1) Benutzt du das Sieb von Atkin? Und wenn ja, wie überprüfst du die Anzahl der Lösungen für die Gleichungen. Ich scheitere daran, dies performant zu implementieren.

2) Ist in den Zeiten das "herausschreiben" dieser Primzahlen in einer Liste oder der gleichen dabei, sodass man sich diese gefundenen Primzahlen auch ausgeben kann, oder zählst du nur einen counter hoch, wenn du eine Primzahl gefunden hast - kannst also nur die Anzahl der Primzahlen liefern, aber nicht welche es sind?


Gruß,
Lonsdaleit.


----------



## Joose (16. Apr 2014)

Lonsdaleit hat gesagt.:


> 2) Ist in den Zeiten das "herausschreiben" dieser Primzahlen in einer Liste oder der gleichen dabei, sodass man sich diese gefundenen Primzahlen auch ausgeben kann, oder zählst du nur einen counter hoch, wenn du eine Primzahl gefunden hast - kannst also nur die Anzahl der Primzahlen liefern, aber nicht welche es sind?
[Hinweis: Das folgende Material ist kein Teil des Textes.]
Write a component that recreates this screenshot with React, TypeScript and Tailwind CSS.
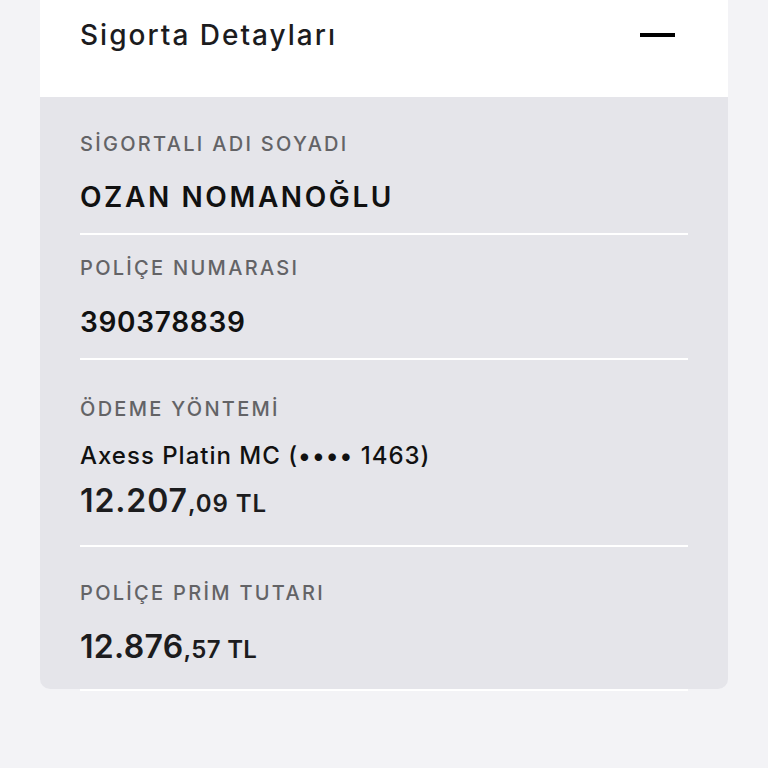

Am performantesten ist es einfach nur die Anzahl der Primzahlen zu berechnen, wenn man aber noch wissen will welche Primzahlen gefunden wurden, dann sollte man diese in einer Liste abspeichern und ERST AM ENDE, diese auf der Konsole ausgeben oder in eine Datei schreiben. 
Man kann natürlich noch mit Threads arbeiten und diese Aufgaben parallel laufen lassen (wobei hier mögliche locks die Performance wieder drücken könnten)


----------



## Lonsdaleit (16. Apr 2014)

Joose hat gesagt.:


> Am performantesten ist es einfach nur die Anzahl der Primzahlen zu berechnen, wenn man aber noch wissen will welche Primzahlen gefunden wurden, dann sollte man diese in einer Liste abspeichern und ERST AM ENDE, diese auf der Konsole ausgeben oder in eine Datei schreiben.
> Man kann natürlich noch mit Threads arbeiten und diese Aufgaben parallel laufen lassen (wobei hier mögliche locks die Performance wieder drücken könnten)
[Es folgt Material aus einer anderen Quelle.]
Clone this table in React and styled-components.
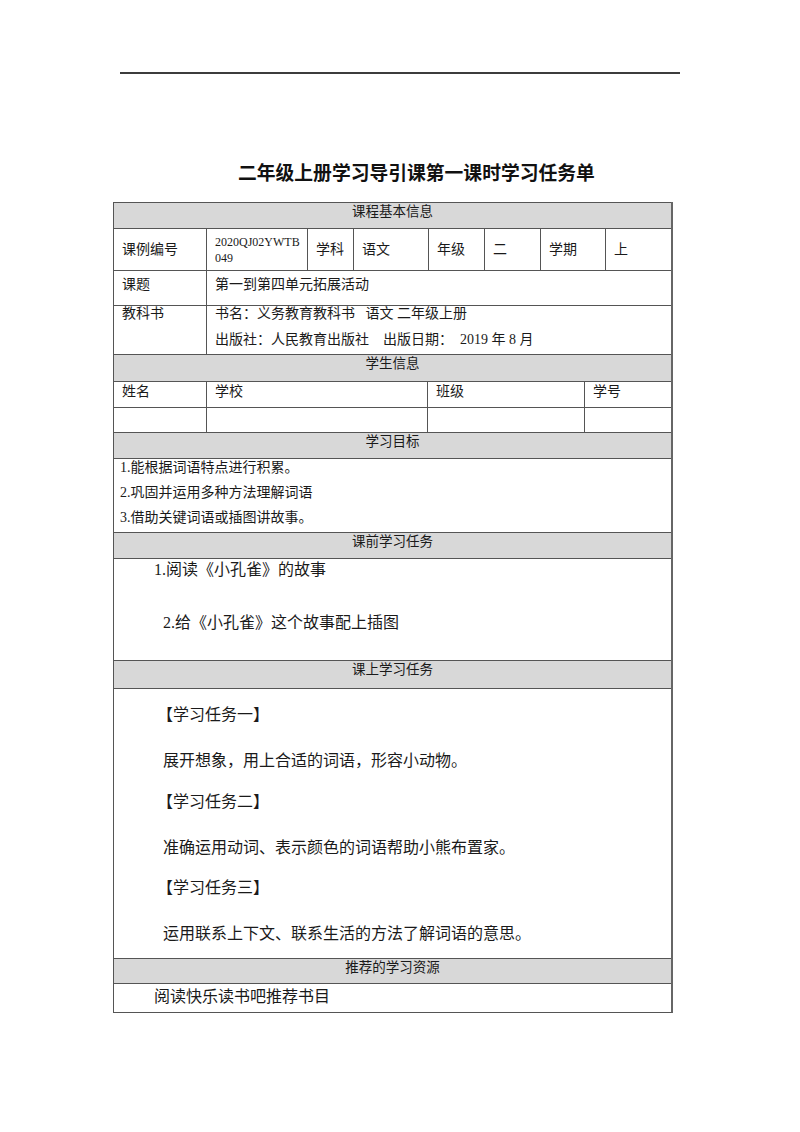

Dass es performanter ist sich nur die Anzahl berechnen zu lassen ist mir klar Deshalb habe ich die Frage ja gestellt ob in den Zeiten auch das ermitteln/abspeichern der expliziten Primzahlen dabei sind, oder ob in diesen Zeiten nur die Anzahl gemessen wird.

Gibt es einen nutzen dafür nur die Anzahl der Primzahlen zu kennen, aber nicht welche?

Gruß,
Lonsdaleit.


----------



## Joose (16. Apr 2014)

Lonsdaleit hat gesagt.:


> Dass es performanter ist sich nur die Anzahl berechnen zu lassen ist mir klar Deshalb habe ich die Frage ja gestellt ob in den Zeiten auch das ermitteln/abspeichern der expliziten Primzahlen dabei sind, oder ob in diesen Zeiten nur die Anzahl gemessen wird.



Da liegt das Problem bei allen Messungen in diesem Thread. Keiner schreibt wirklich dazu was ergemessen hat. Daher kann man schwer vergleichen.



Lonsdaleit hat gesagt.:


> Gibt es einen nutzen dafür nur die Anzahl der Primzahlen zu kennen, aber nicht welche?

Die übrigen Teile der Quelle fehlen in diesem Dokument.